Karbunara's ads on eBay were simple postings, Grossman said, with the
picture of the store logo, the dollar amount of the card and an offer
to sell it at a discount. With the sale of gift cards exploding in
recent years, there was nothing suspicious except for maybe the number
of cards he was selling. He often had dozens of cards for sale at one
time, for a total of 600 cards over the time he was running the
scheme.
For the most part, the people who purchased the cards paid for them
using PayPal, an online payment system that shields credit card
numbers and bank account information from sellers. However, buyers did
have to supply their names and mailing addresses to receive the cards.
Gift card fraud is one of the fastest-growing problems for merchants,
according to Richard C. Hollinger, a professor of criminology at the
University of Florida. The National Retail Federation, an industry
group based in the District, said one of its member companies recently
tracked 42 gift cards it found online and found that 22 had been
stolen or purchased with stolen credit cards.

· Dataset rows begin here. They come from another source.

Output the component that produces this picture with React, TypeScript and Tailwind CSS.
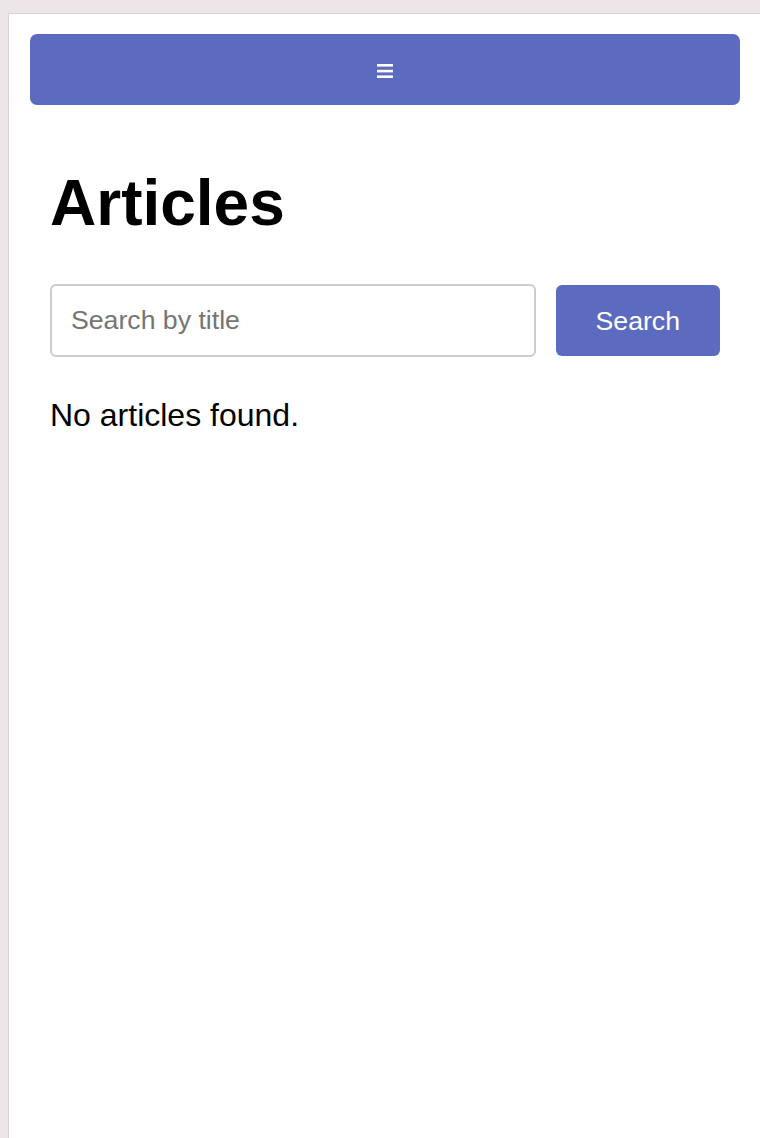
import React from 'react';

const MenuIcon = () => (
  <svg width="16" height="14" viewBox="0 0 16 14" fill="white">
    <rect x="0" y="0" width="16" height="2.6" />
    <rect x="0" y="5.8" width="16" height="2.6" />
    <rect x="0" y="11.4" width="16" height="2.6" />
  </svg>
);

const App = () => {
  return (
    <div
      className="min-h-[1138px] bg-[#ede4e8] pt-[13px] pl-[8px] flex flex-col"
      style={{ fontFamily: '"Liberation Sans", Arial, sans-serif' }}
    >
      <div className="flex-1 bg-white border-l border-t border-[#d9d3d6] pl-[21px] pr-5 pt-5">
        {/* Top bar */}
        <nav className="h-[71px] rounded-[7px] bg-[#5c6bc0] flex items-center justify-center pt-[3px]">
          <button className="flex items-center justify-center" aria-label="Menu">
            <MenuIcon />
          </button>
        </nav>

        <main className="px-5">
          <h1 className="mt-[66px] text-[64px] leading-[64px] font-bold text-black">Articles</h1>

          <div className="mt-[49px] flex items-center gap-5">
            <input
              type="text"
              placeholder="Search by title"
              className="flex-1 min-w-0 h-[73px] border-2 border-[#cccccc] rounded-[6px] px-[19px] text-[26.67px] text-black placeholder:text-[#757575] outline-none"
            />
            <button className="h-[71px] px-10 rounded-md bg-[#5c6bc0] text-white text-[26.67px]">
              Search
            </button>
          </div>

          <p className="mt-[42px] text-[32px] leading-[32px] text-black">No articles found.</p>
        </main>
      </div>
    </div>
  );
};

export default App;
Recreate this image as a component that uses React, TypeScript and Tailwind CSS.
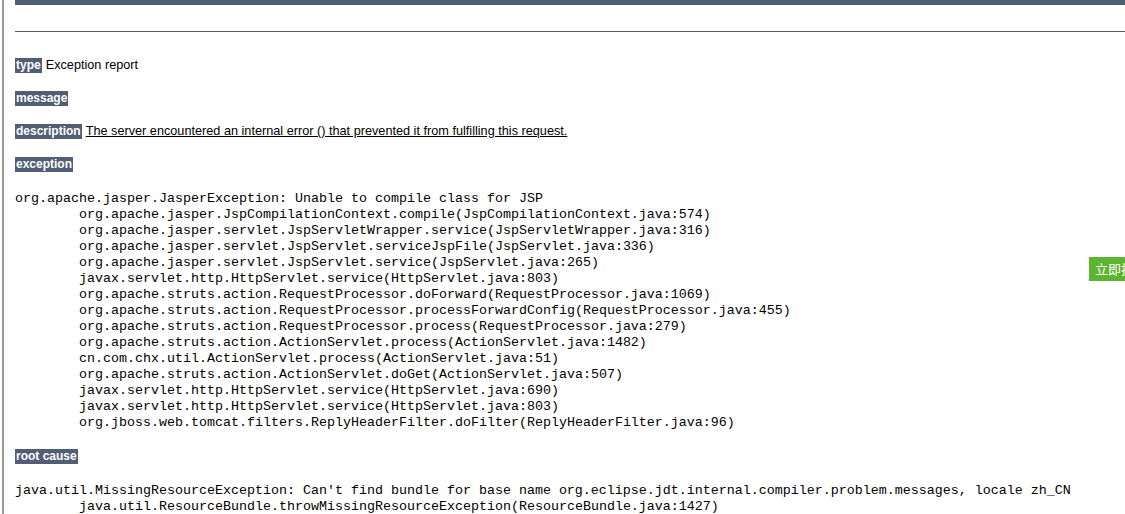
import React from 'react';

const trace = [
  'org.apache.jasper.JasperException: Unable to compile class for JSP',
  '\torg.apache.jasper.JspCompilationContext.compile(JspCompilationContext.java:574)',
  '\torg.apache.jasper.servlet.JspServletWrapper.service(JspServletWrapper.java:316)',
  '\torg.apache.jasper.servlet.JspServlet.serviceJspFile(JspServlet.java:336)',
  '\torg.apache.jasper.servlet.JspServlet.service(JspServlet.java:265)',
  '\tjavax.servlet.http.HttpServlet.service(HttpServlet.java:803)',
  '\torg.apache.struts.action.RequestProcessor.doForward(RequestProcessor.java:1069)',
  '\torg.apache.struts.action.RequestProcessor.processForwardConfig(RequestProcessor.java:455)',
  '\torg.apache.struts.action.RequestProcessor.process(RequestProcessor.java:279)',
  '\torg.apache.struts.action.ActionServlet.process(ActionServlet.java:1482)',
  '\tcn.com.chx.util.ActionServlet.process(ActionServlet.java:51)',
  '\torg.apache.struts.action.ActionServlet.doGet(ActionServlet.java:507)',
  '\tjavax.servlet.http.HttpServlet.service(HttpServlet.java:690)',
  '\tjavax.servlet.http.HttpServlet.service(HttpServlet.java:803)',
  '\torg.jboss.web.tomcat.filters.ReplyHeaderFilter.doFilter(ReplyHeaderFilter.java:96)',
];

const rootCause = [
  "java.util.MissingResourceException: Can't find bundle for base name org.eclipse.jdt.internal.compiler.problem.messages, locale zh_CN",
  '\tjava.util.ResourceBundle.throwMissingResourceException(ResourceBundle.java:1427)',
];

const Label: React.FC<{ text: string }> = ({ text }) => (
  <span className="inline-block bg-[#525D76] text-white text-[12px] font-bold px-[1px] h-[15px] leading-[15px]">{text}</span>
);

const Row: React.FC<{ label: string; children?: React.ReactNode; className?: string }> = ({ label, children, className }) => (
  <div className={`flex items-center gap-[4px] h-[15px] ${className ?? ''}`}>
    <Label text={label} />
    {children}
  </div>
);

const Pre: React.FC<{ lines: string[]; className?: string }> = ({ lines, className }) => (
  <pre
    className={`whitespace-pre text-black text-[13.33px] leading-[16px] ${className ?? ''}`}
    style={{ fontFamily: '"Liberation Mono", "Courier New", monospace', tabSize: 8 }}
  >
    {lines.join('\n')}
  </pre>
);

export default function App() {
  return (
    <div
      className="relative w-[1125px] h-[514px] overflow-hidden bg-white flex pl-[2px]"
      style={{ fontFamily: '"Liberation Sans", Arial, sans-serif' }}
    >
      <div className="w-[2px] h-full bg-[#9a9a9a]" />
      <div className="flex-1 pl-[11px] text-[12.7px] text-black">
        <div className="h-[5px] bg-[#525D76]" />
        <div className="mt-[26px] h-px bg-[#525D76]" />
        <Row label="type" className="mt-[26px]">
          <span>Exception report</span>
        </Row>
        <Row label="message" className="mt-[18px]" />
        <Row label="description" className="mt-[18px]">
          <span className="underline">The server encountered an internal error () that prevented it from fulfilling this request.</span>
        </Row>
        <Row label="exception" className="mt-[18px]" />
        <Pre lines={trace} className="mt-[19px]" />
        <Row label="root cause" className="mt-[18px]" />
        <Pre lines={rootCause} className="mt-[19px]" />
      </div>
      <div
        className="absolute left-[1089px] top-[257px] h-[24px] w-[60px] bg-[#5cb531] text-white text-[13px] leading-[24px] pl-[6px] whitespace-nowrap"
        style={{ fontFamily: '"Noto Sans CJK SC", sans-serif' }}
      >
        立即抢购
      </div>
    </div>
  );
}
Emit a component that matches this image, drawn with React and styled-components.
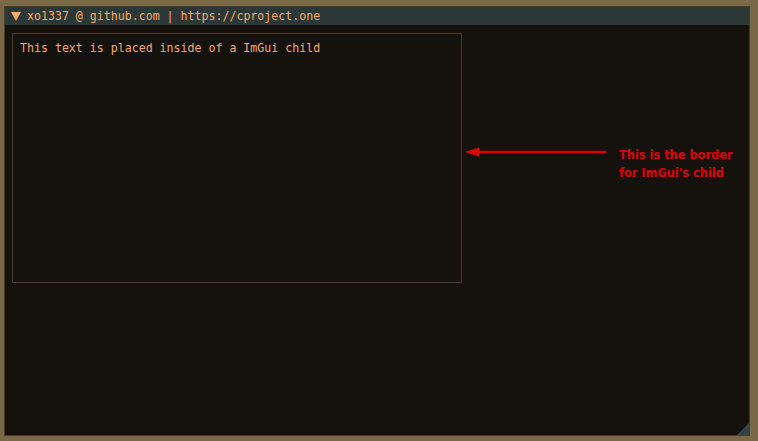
import React from 'react'
import styled, { createGlobalStyle } from 'styled-components'

const Global = createGlobalStyle`
html, body {
  margin:0;
  padding:0;
  background:#7a6947;
  width:758px;
  height:441px;
  overflow:hidden;
}
`

const Page = styled.div`
width:758px;
height:441px;
box-sizing:border-box;
padding:6px 8px 5px 4px;
display:flex;
`

const Window = styled.div`
flex:1;
display:flex;
flex-direction:column;
background:#15110c;
border:1px solid #4a3b28;
position:relative;
font-family:"DejaVu Sans Mono", "Liberation Mono", monospace;
font-size:11.6px;
color:#f7aa62;
`

const TitleBar = styled.div`
height:18px;
background:#2c3838;
display:flex;
align-items:center;
gap:6px;
padding-left:6px;
`

const Arrow = styled.span`
width:0;
height:0;
border-left:5px solid transparent;
border-right:5px solid transparent;
border-top:9px solid #f7aa62;
margin-top:1px;
`

const Body = styled.div`
flex:1;
display:flex;
align-items:flex-start;
padding:8px 7px;
`

const Child = styled.div`
width:450px;
height:250px;
flex-shrink:0;
border:1px solid #4b3a2a;
box-sizing:border-box;
padding:7px 7px;
`

const Note = styled.div`
display:flex;
align-items:flex-start;
margin-top:114px;
margin-left:3px;
`

const Label = styled.div`
font-family:"DejaVu Sans", Verdana, sans-serif;
font-weight:bold;
font-size:11.4px;
line-height:18px;
white-space:nowrap;
color:#e00000;
margin-left:12px;
margin-top:-1px;
`

const Grip = styled.div`
position:absolute;
right:0;
bottom:0;
width:0;
height:0;
border-left:12px solid transparent;
border-bottom:12px solid #34434a;
`

const App = () => {
  return (
    <Page>
      <Global/>
      <Window>
        <TitleBar>
          <Arrow/>
          <span>xo1337 @ github.com | https://cproject.one</span>
        </TitleBar>
        <Body>
          <Child>This text is placed inside of a ImGui child</Child>
          <Note>
            <svg width="142" height="10" viewBox="0 0 142 10">
              <polygon points="0,5 14,0.5 14,3.8 141,3.8 141,6.2 14,6.2 14,9.5" fill="#e00000"/>
            </svg>
            <Label>This is the border<br/>for ImGui's child</Label>
          </Note>
        </Body>
        <Grip/>
      </Window>
    </Page>
  )
}

export default App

Hollinger said the number of cards that people such as Karbunara post
should tip off eBay to the scam quickly.
"The only people that deal in those kinds of quantities are
professional criminals," Hollinger said.
In response to concerns by retailers, eBay recently restricted the
sale of gift cards to one per seller per week with a maximum value of
$500. But there's little eBay can do about another part of its system
that Karbunara exploited -- the ratings customers use to evaluate one
another. To the average customer, Karbunara appeared to be an honest
and reliable eBay seller. As soon as he received payment for the
stolen gift cards, he promptly mailed out the credits to unsuspecting
customers who until the day his account was deactivated gave him their
highest recommendation to other potential buyers.